The movie shows us nothing at all of their lives outside of this afternoon, and virtually nothing of them apart from the time they spend with each other.  This could be why the movie is so reluctant to begin -- it is impossible, especially the way they are portrayed by Tika Sumpter and Parker Sawyers, to think of them as something other than who they will become.

But this is both the movie's strongest and weakest suit.  There are times it uses our knowledge as a storytelling crutch, and others when writer-director Richard Tanne appears to feel obligated to mention biographical facts that waste time and don't add anything to the story of these two people.  It doesn't want to be a biography, but it can't avoid the fact that it is, and it's in the bumpy first 20 minutes or so that its very nature is a liability.

Then there's a crucial scene of Barack talking to a group of neighbors about the troubles of their southside neighborhood and the impossible bureaucracy they face to try to get a community center built.  This is when Southside With You springs to life.  In a sharply written speech, beautifully delivered by Sawyers, Barack crystallizes the philosophy for which he'll become known: that nothing about government is easy or nice, that there are perspectives and beliefs other than your own, that the only answer to "no" is, he believes, to "carry on."

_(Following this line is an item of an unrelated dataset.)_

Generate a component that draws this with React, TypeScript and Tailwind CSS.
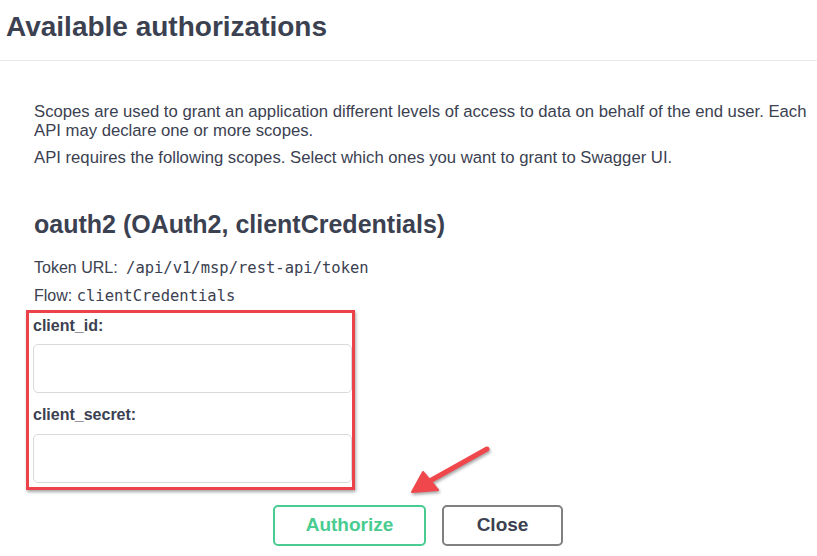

The speech is a wonderful moment, but it's also where the film pivots perfectly.  If Michelle was doubtful, he convinces her to think about him differently.  They begin to talk about their philosophies, their ambitions and even, in one other remarkably written and acted scene, her doubts about the choices she's made.

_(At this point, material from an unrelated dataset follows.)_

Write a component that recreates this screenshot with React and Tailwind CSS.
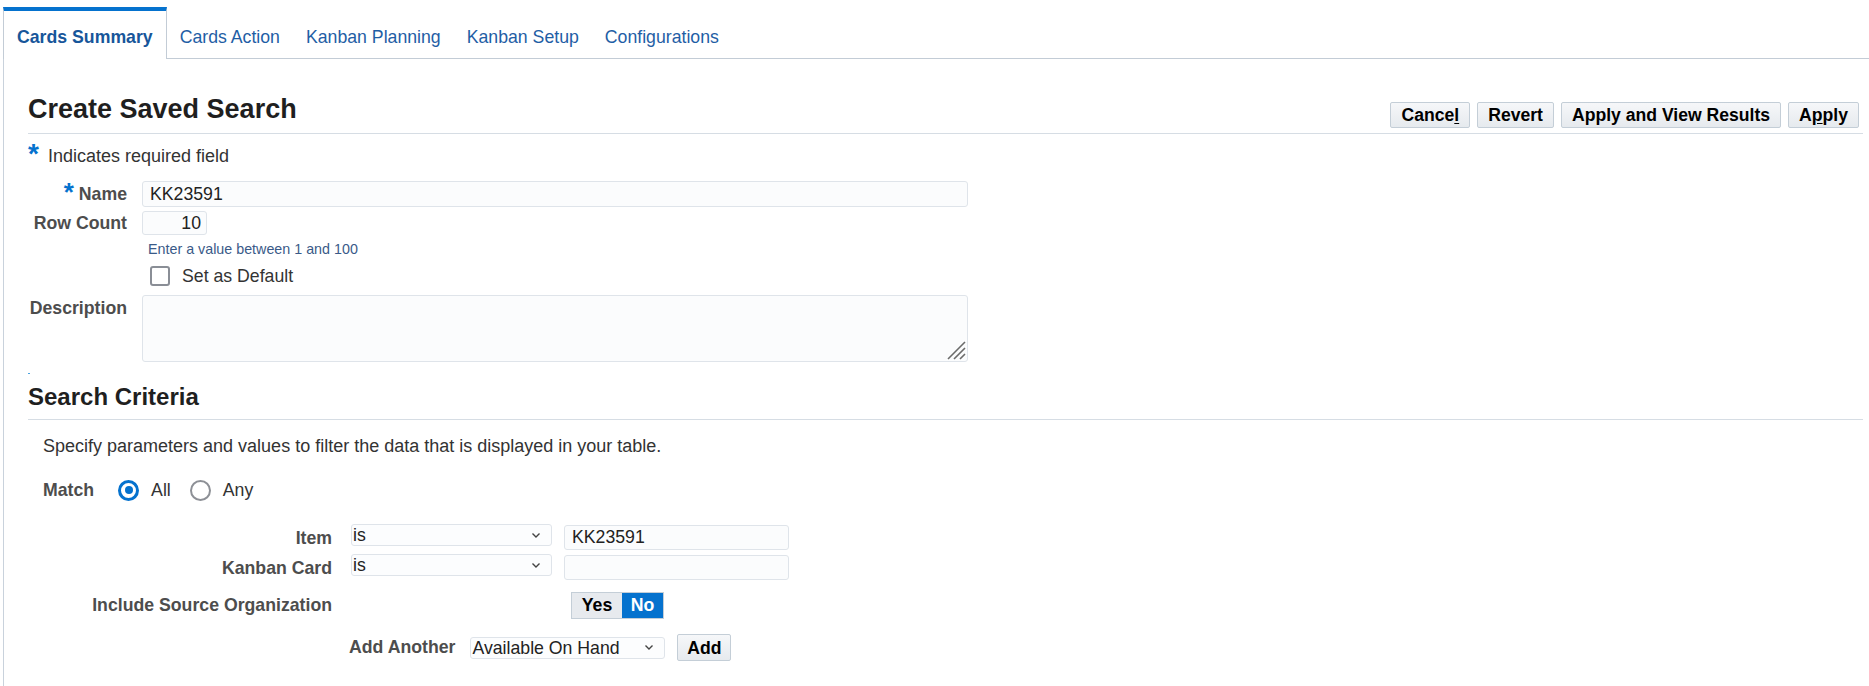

Both Sawyers and Sumpter achieve something special, evoking their well-known real-life counterparts (he bears a striking resemblance to the president) without turning them into caricatures.  The easiest recent comparisons are Josh Brolin as George W. Bush and either Frank Langella or Anthony Hopkins as Richard Nixon -- and Sawyers surpasses them.  His easy-going but intense and insistent Obama captures the intangible spark that made him irresistible to half of the country while irritating the rest.

Yet none of that matters, including Sumpter's less flashy but no less integral portrayal of Michelle, unless we care about the characters, and Southside With You manages to make us do that by remaining, at its core, a romance.  Its main characters barely know each other when the film opens but care deeply about each other just a few hours later, and the film makes that believable and charming.  You leave the film wanting to know what happens next -- even though, of course, you do.

Is there reason to doubt the film's sincerity, to wonder if it's some sort of political tool?  Maybe it is -- just as Oliver Stone's W. in 2008, Southside With You comes just as the president is leaving office, when we're beginning to think about his legacy.

The interesting thing about Southside With You is that if it's a political film, it assiduously avoids politics.  It takes a polarizing president and humanizes him, turns him into a minor hero, and I suppose, given where we are in the 21st century, having a president who anyone thinks is both heroic and admirable is worth acknowledging.

Southside With You is more concerned with Barack Obama's humanity -- in its story of how he came to win over a dubious, anxious and uncertain woman, it wins us over, too -- than it is about his politics.

The most politically charged statement Southside With You makes is the one it doesn't: Could anyone make a movie this endearing, this sweet, this romantic about Hillary Clinton?  Or, let's be honest, about Donald Trump?